With the school year nearing an end, 740 Eastern Hills Middle School students and the III Corps Headquarters Battalion rear detachment took to the field Friday for a military-themed activity day.
For the fourth year, the Harker Heights school and its Phantom Battalion adopt-a-school partner combined for a day of play and a slice of military life.
Students dressed in grade-specific T-shirts, with sixth-graders in red, seventh-graders in green and eighth-graders in yellow, as they moved through stations set up on the parade grounds alongside the III Corps Headquarters building.
They sweated it out at tug-of-war and took part in relays carrying a litter, did grenade target practice with soaked beanbags and rolled tires, hauled sandbags and scaled a climbing wall.
“I like it,” said eighth-grader Jesse Lovejoy, who took part for the third year in a row.
“Since we’re so close to Fort Hood, we can come out here and do this,” she said, noting that the grenade throwing was her favorite activity. “I hit the target, so it’s cool.”
The school and headquarters unit have forged an especially close bond, with soldiers taking time to serve as tutors and to help with career day and other major activities.
The students’ day on the post was a way for soldiers to give a piece of themselves, showing students their workplace and a taste of the physical side of the Army.
Staff Sgt.
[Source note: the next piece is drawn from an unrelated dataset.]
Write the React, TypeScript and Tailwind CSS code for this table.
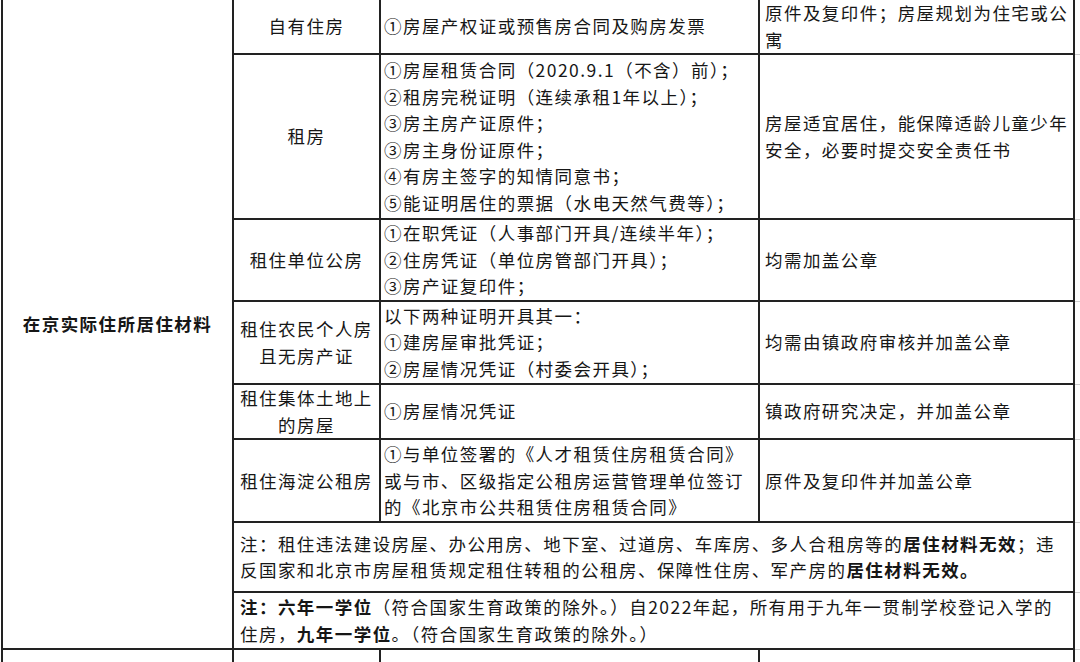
const cell = "border-2 border-[#222222] align-middle";

function Lines({ items }: { items: string[] }) {
  return (
    <>
      {items.map((t, i) => (
        <div key={i}>{t}</div>
      ))}
    </>
  );
}

const rows = [
  {
    name: ["自有住房"],
    docs: ["①房屋产权证或预售房合同及购房发票"],
    note: ["原件及复印件；房屋规划为住宅或公", "寓"],
    h: "h-[52px]",
  },
  {
    name: ["租房"],
    docs: [
      "①房屋租赁合同（2020.9.1（不含）前）；",
      "②租房完税证明（连续承租1年以上）；",
      "③房主房产证原件；",
      "③房主身份证原件；",
      "④有房主签字的知情同意书；",
      "⑤能证明居住的票据（水电天然气费等）；",
    ],
    note: ["房屋适宜居住，能保障适龄儿童少年", "安全，必要时提交安全责任书"],
    h: "h-[165px]",
  },
  {
    name: ["租住单位公房"],
    docs: [
      "①在职凭证（人事部门开具/连续半年）；",
      "②住房凭证（单位房管部门开具）；",
      "③房产证复印件；",
    ],
    note: ["均需加盖公章"],
    h: "h-[82px]",
  },
  {
    name: ["租住农民个人房", "且无房产证"],
    docs: ["以下两种证明开具其一：", "①建房屋审批凭证；", "②房屋情况凭证（村委会开具）；"],
    note: ["均需由镇政府审核并加盖公章"],
    h: "h-[83px]",
  },
  {
    name: ["租住集体土地上", "的房屋"],
    docs: ["①房屋情况凭证"],
    note: ["镇政府研究决定，并加盖公章"],
    h: "h-[55px]",
  },
  {
    name: ["租住海淀公租房"],
    docs: [
      "①与单位签署的《人才租赁住房租赁合同》",
      "或与市、区级指定公租房运营管理单位签订",
      "的《北京市公共租赁住房租赁合同》",
    ],
    note: ["原件及复印件并加盖公章"],
    h: "h-[83px]",
  },
];

const ghost = "border-b border-b-[#cfcfcf] border-t border-t-[#cfcfcf] border-r-0";

export default function App() {
  return (
    <div
      className="h-[662px] w-[1080px] overflow-hidden bg-white text-[#161616]"
      style={{ fontFamily: '"Noto Sans CJK SC", "Noto Sans", sans-serif' }}
    >
      <table className="ml-[1px] w-[1100px] border-collapse table-fixed text-[17.5px] leading-[26.6px] tracking-[1.45px]">
        <colgroup>
          <col className="w-[231px]" />
          <col className="w-[147px]" />
          <col className="w-[379px]" />
          <col className="w-[315px]" />
          <col className="w-[28px]" />
        </colgroup>
        <tbody>
          {rows.map((r, i) => (
            <tr key={i} className={r.h}>
              {i === 0 && (
                <td rowSpan={8} className={`${cell} border-t-0 text-center font-bold`}>
                  在京实际住所居住材料
                </td>
              )}
              <td className={`${cell} ${i === 0 ? "border-t-0" : ""} text-center`}>
                <Lines items={r.name} />
              </td>
              <td className={`${cell} ${i === 0 ? "border-t-0" : ""} pl-[3px]`}>
                <Lines items={r.docs} />
              </td>
              <td className={`${cell} ${i === 0 ? "border-t-0" : ""} pl-[5px]`}>
                <Lines items={r.note} />
              </td>
              <td className={i === 0 ? "border-b border-b-[#cfcfcf]" : ghost}></td>
            </tr>
          ))}
          <tr className="h-[70px]">
            <td colSpan={3} className={`${cell} pl-[6px]`}>
              <div>
                注：租住违法建设房屋、办公用房、地下室、过道房、车库房、多人合租房等的<b>居住材料无效</b>；违
              </div>
              <div>
                反国家和北京市房屋租赁规定租住转租的公租房、保障性住房、军产房的<b>居住材料无效。</b>
              </div>
            </td>
            <td className={ghost}></td>
          </tr>
          <tr className="h-[57px]">
            <td colSpan={3} className={`${cell} pl-[6px]`}>
              <div>
                <b>注：六年一学位</b>（符合国家生育政策的除外。）自2022年起，所有用于九年一贯制学校登记入学的
              </div>
              <div>
                住房，<b>九年一学位</b>。（符合国家生育政策的除外。）
              </div>
            </td>
            <td className={ghost}></td>
          </tr>
          <tr className="h-[40px]">
            <td className={cell}></td>
            <td className={cell}></td>
            <td className={cell}></td>
            <td className={cell}></td>
            <td className={ghost}></td>
          </tr>
        </tbody>
      </table>
    </div>
  );
}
Matthew Garwood supervised an obstacle course where students took turns weaving between cones, then dragged a sandbag that two had to carry together, then flipped a huge tire end-over-end, low crawled and sprinted to the finish.
He laughed as students finished, winded by the course.
“This builds teamwork, cohesion and confidence,” he said, noting that the course was a miniature version of what soldiers actually experience. “We enjoy being able to give back to the community like this.”
“I think it’s cool,” said Sgt. 1st Class Samantha Hinson as she cheered on students at the obstacle course.
“We go into their environment and see them and help them and now we can see them here,” she said. “They seem to enjoy it as much as we do. It gets us out and we get to show them what we do, at least a taste.”
“It’s really a celebration after working hard in class and finishing the state testing,” said assistant principal Jeremy Key.
“It celebrates our good relationship with Fort Hood,” Key said. “Some of them have families in the military and it’s good for them to see soldiers giving back like this.”
“I just like being here,” said Lovejoy of the day out of school and in the sun.
“We really don’t look forward to it because it’s hot, but when we get here, it’s fun,” she said. “The soldiers are nice. They are good at giving us directions and fortunately they don’t laugh at us when we fall down.”